--- WHAT IS NEEDED ---
Copy out each line in the material below that has the word "styles".

--- PROVIDED MATERIAL ---
%%

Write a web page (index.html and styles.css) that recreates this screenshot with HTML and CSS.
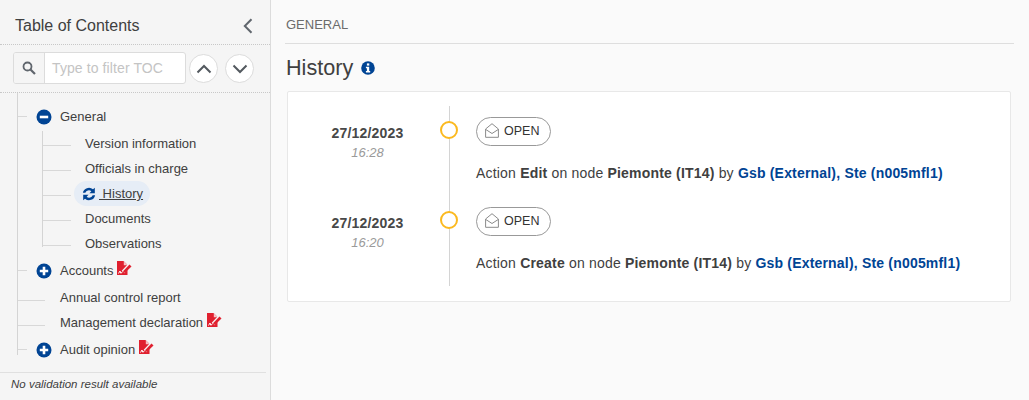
FILE: index.html
```
<!DOCTYPE html>
<html lang="en">
<head>
<meta charset="utf-8">
<title>History</title>
<link rel="stylesheet" href="styles.css">
</head>
<body>
<svg class="defs" width="0" height="0" aria-hidden="true">
  <defs>
    <symbol id="sig" viewBox="0 0 15 15">
      <path d="M0 0H6.500L10.500 4V14H0Z" fill="#e0202f"/>
      <path d="M6.800 0.300L10.700 4.200H6.800Z" fill="#f7c3c6"/>
      <path d="M6 11L12.500 4" stroke="#f5f5f5" stroke-width="3.400"/>
      <path d="M5.800 12L6.500 9.800L12.500 3.500L14.500 5.400L8.300 11.500Z" fill="#e0202f"/>
      <path d="M1.500 12.500L3 10L3.800 12.200L5.500 11" fill="none" stroke="#fff" stroke-width="1"/>
    </symbol>
    <symbol id="env" viewBox="0 0 14 15">
      <path d="M0.600 6L7 0.700L13.400 6V14.300H0.600Z" fill="none" stroke="#8a8a8a" stroke-width="1"/>
      <path d="M0.800 6.500L7 10.500L13.200 6.500" fill="none" stroke="#8a8a8a" stroke-width="1"/>
    </symbol>
    <symbol id="plus" viewBox="0 0 16 16">
      <circle cx="8" cy="8" r="7.500" fill="#004494"/>
      <path d="M8 3.800V12.200M3.800 8H12.200" stroke="#fff" stroke-width="2.600"/>
    </symbol>
  </defs>
</svg>
<div class="app">
  <aside class="sidebar">
    <header class="toc-head">
      <h2 class="toc-title">Table of Contents</h2>
      <svg class="collapse" width="10" height="16" viewBox="0 0 10 16"><path d="M8.500 1.200L1.800 8L8.500 14.800" fill="none" stroke="#60666d" stroke-width="2"/></svg>
    </header>
    <div class="toc-search">
      <div class="search-box">
        <span class="search-addon">
          <svg width="14" height="14" viewBox="0 0 14 14"><circle cx="5.500" cy="5.500" r="4" fill="none" stroke="#60666d" stroke-width="1.800"/><path d="M8.500 8.500L13 13" stroke="#60666d" stroke-width="2.200"/></svg>
        </span>
        <span class="search-input">Type to filter TOC</span>
      </div>
      <button class="round-btn" aria-label="Previous"><svg width="16" height="10" viewBox="0 0 16 10"><path d="M1.500 8.500L8 2L14.500 8.500" fill="none" stroke="#53595f" stroke-width="2"/></svg></button>
      <button class="round-btn" aria-label="Next"><svg width="16" height="10" viewBox="0 0 16 10"><path d="M1.500 1.500L8 8L14.500 1.500" fill="none" stroke="#53595f" stroke-width="2"/></svg></button>
    </div>
    <nav class="tree">
      <div class="row top branch">
        <svg class="toggle" width="16" height="16" viewBox="0 0 16 16"><circle cx="8" cy="8" r="7.500" fill="#004494"/><path d="M3.800 8H12.200" stroke="#fff" stroke-width="2.600"/></svg>
        <span>General</span>
      </div>
      <div class="children">
        <div class="row child"><span>Version information</span></div>
        <div class="row child"><span>Officials in charge</span></div>
        <div class="row child current">
          <a class="current-pill" href="#">
            <svg width="14" height="14" viewBox="0 0 13 13"><path d="M0.800 5.400A5.700 5.700 0 0 1 10.200 2.200L11.900 0.600V5.700H6.900L8.700 3.900A3.500 3.500 0 0 0 3.100 5.400Z" fill="#004494"/><path d="M12.200 7.600A5.700 5.700 0 0 1 2.800 10.800L1.100 12.400V7.300H6.100L4.300 9.100A3.500 3.500 0 0 0 9.900 7.600Z" fill="#004494"/></svg><span class="current-link">&nbsp;History</span>
          </a>
        </div>
        <div class="row child"><span>Documents</span></div>
        <div class="row child"><span>Observations</span></div>
      </div>
      <div class="row top branch">
        <svg class="toggle" width="16" height="16"><use href="#plus"/></svg>
        <span>Accounts</span>
        <svg class="sig" width="15" height="15"><use href="#sig"/></svg>
      </div>
      <div class="row top leaf"><span>Annual control report</span></div>
      <div class="row top leaf"><span>Management declaration</span><svg class="sig" width="15" height="15"><use href="#sig"/></svg></div>
      <div class="row top branch last">
        <svg class="toggle" width="16" height="16"><use href="#plus"/></svg>
        <span>Audit opinion</span>
        <svg class="sig" width="15" height="15"><use href="#sig"/></svg>
      </div>
    </nav>
    <footer class="validation">No validation result available</footer>
  </aside>
  <main class="main">
    <div class="section-label">GENERAL</div>
    <h1 class="page-title">History
      <svg width="14" height="14" viewBox="0 0 14 14"><circle cx="7" cy="7" r="6.800" fill="#004494"/><rect x="5.900" y="2.400" width="2.400" height="2.200" fill="#fff"/><path d="M4.900 5.800H8.200V10H9.200V11.500H4.900V10H5.900V7.300H4.900Z" fill="#fff"/></svg>
    </h1>
    <section class="card">
      <article class="entry">
        <div class="when">
          <div class="date">27/12/2023</div>
          <div class="time">16:28</div>
        </div>
        <div class="rail"><span class="dot"></span></div>
        <div class="what">
          <span class="status"><svg width="14" height="15"><use href="#env"/></svg>OPEN</span>
          <p class="desc">Action <b>Edit</b> on node <b>Piemonte (IT14)</b> by <a class="user" href="#">Gsb (External), Ste (n005mfl1)</a></p>
        </div>
      </article>
      <article class="entry">
        <div class="when">
          <div class="date">27/12/2023</div>
          <div class="time">16:20</div>
        </div>
        <div class="rail"><span class="dot"></span></div>
        <div class="what">
          <span class="status"><svg width="14" height="15"><use href="#env"/></svg>OPEN</span>
          <p class="desc">Action <b>Create</b> on node <b>Piemonte (IT14)</b> by <a class="user" href="#">Gsb (External), Ste (n005mfl1)</a></p>
        </div>
      </article>
    </section>
  </main>
</div>
</body>
</html>
```
FILE: styles.css
```
* { box-sizing: border-box; }
html, body { margin: 0; height: 100%; overflow: hidden; }
body { font-family: "Liberation Sans", Arial, sans-serif; font-size: 13px; color: #404040; background: #fafafa; }
.defs { position: absolute; }
.app { display: flex; height: 400px; }

.sidebar { width: 271px; flex: none; height: 400px; background: #f5f5f5; border-right: 1px solid #dcdcdc; display: flex; flex-direction: column; }
.toc-head { height: 45px; display: flex; align-items: center; justify-content: space-between; padding: 13px 17px 6px 15px; border-bottom: 1px dotted #c8c8c8; }
.toc-title { margin: 0; font-size: 16px; font-weight: 400; color: #404040; }
.toc-search { height: 48px; display: flex; align-items: flex-start; padding: 7px 0 0 13px; border-bottom: 1px dotted #c8c8c8; }
.search-box { width: 173px; height: 32px; display: flex; border: 1px solid #dcdcdc; border-radius: 3px; background: #fff; overflow: hidden; }
.search-addon { width: 31px; flex: none; display: flex; align-items: center; justify-content: center; background: #f5f5f5; border-right: 1px solid #dcdcdc; }
.search-input { padding-left: 7px; font-size: 14px; letter-spacing: 0.1px; line-height: 30px; color: #c4c4c4; white-space: nowrap; }
.round-btn { width: 29px; height: 29px; padding: 0; margin: 2px 0 0 3px; display: flex; align-items: center; justify-content: center; border: 1px solid #dcdcdc; border-radius: 50%; background: #fff; }
.round-btn + .round-btn { margin-left: 7px; }

.tree { position: relative; padding-top: 10px; flex: 1; }
.tree::before { content: ""; position: absolute; left: 17px; top: 0; height: 262px; width: 1px; background: #d4d4d4; }
.row { position: relative; display: flex; align-items: center; height: 25px; white-space: nowrap; }
.top { padding-left: 60px; }
.branch { height: 27px; padding-left: 36px; }
.toggle { margin-right: 8px; flex: none; }
.sig { margin: -4px 0 0 4px; flex: none; }
.branch::before, .leaf::before, .child::before { content: ""; position: absolute; height: 1px; background: #d8d8d8; }
.branch::before { left: 18px; width: 9px; top: 13px; }
.branch + .leaf { margin-top: 1px; }
.leaf + .branch { margin-top: 1px; }
.leaf::before { left: 18px; width: 27px; top: 15px; }
.children { position: relative; margin: 1px 0; }
.children::before { content: ""; position: absolute; left: 42px; top: 0; height: 116px; width: 1px; background: #d4d4d4; }
.child { padding-left: 85px; }
.child::before { left: 43px; width: 28px; top: 14px; }
.current-pill { display: flex; align-items: center; margin-left: -11px; height: 25px; padding: 0 7px 0 8px; border-radius: 13px; background: #e6edf6; color: #404040; text-decoration: none; }
.current-link { margin-left: 3px; text-decoration: underline; }

.validation { margin: 0 4px 0 0; height: 28px; padding: 5px 0 0 11px; border-top: 1px solid #e0e0e0; font-size: 11.5px; font-style: italic; color: #404040; }

.main { flex: 1; min-width: 0; padding: 0 15px 0 14px; }
.section-label { height: 44px; padding: 17px 0 0 1px; font-size: 13px; line-height: 15px; color: #6b6b6b; border-bottom: 1px solid #dedede; }
.page-title { margin: 11px 0 11px 1px; font-size: 21.6px; line-height: 25px; height: 25px; font-weight: 400; color: #404040; display: flex; align-items: center; gap: 8px; }
.page-title svg { margin-top: 1px; }
.card { margin: 0 3px 0 2px; height: 211px; padding: 14px 0 14px; background: #fff; border: 1px solid #e8e8e8; border-radius: 2px; }
.entry { display: flex; height: 90px; }
.when { width: 161px; flex: none; padding: 19px 2px 0 0; text-align: center; }
.date { font-size: 14px; line-height: 16px; font-weight: 700; color: #484848; letter-spacing: 0.2px; }
.time { margin-top: 4px; font-size: 13px; line-height: 15px; font-style: italic; color: #9a9a9a; }
.rail { position: relative; width: 1px; flex: none; background: #d4d4d4; }
.dot { position: absolute; left: -9px; top: 15px; width: 18px; height: 18px; border: 2.5px solid #fbb91f; border-radius: 50%; background: #fff; }
.what { padding: 11px 0 0 26px; white-space: nowrap; }
.status { display: inline-flex; align-items: center; gap: 5px; height: 29px; padding: 0 11px 2px 8px; border: 1px solid #999; border-radius: 15px; font-size: 12.5px; color: #333; }
.desc { margin: 20px 0 0; font-size: 14px; letter-spacing: 0.19px; line-height: 15px; color: #404040; }
.user { color: #004494; font-weight: 700; text-decoration: none; }
```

%%

--- RESPONSE TO THE EXERCISE ---
Write a web page (index.html and styles.css) that recreates this screenshot with HTML and CSS.
<link rel="stylesheet" href="styles.css">
FILE: styles.css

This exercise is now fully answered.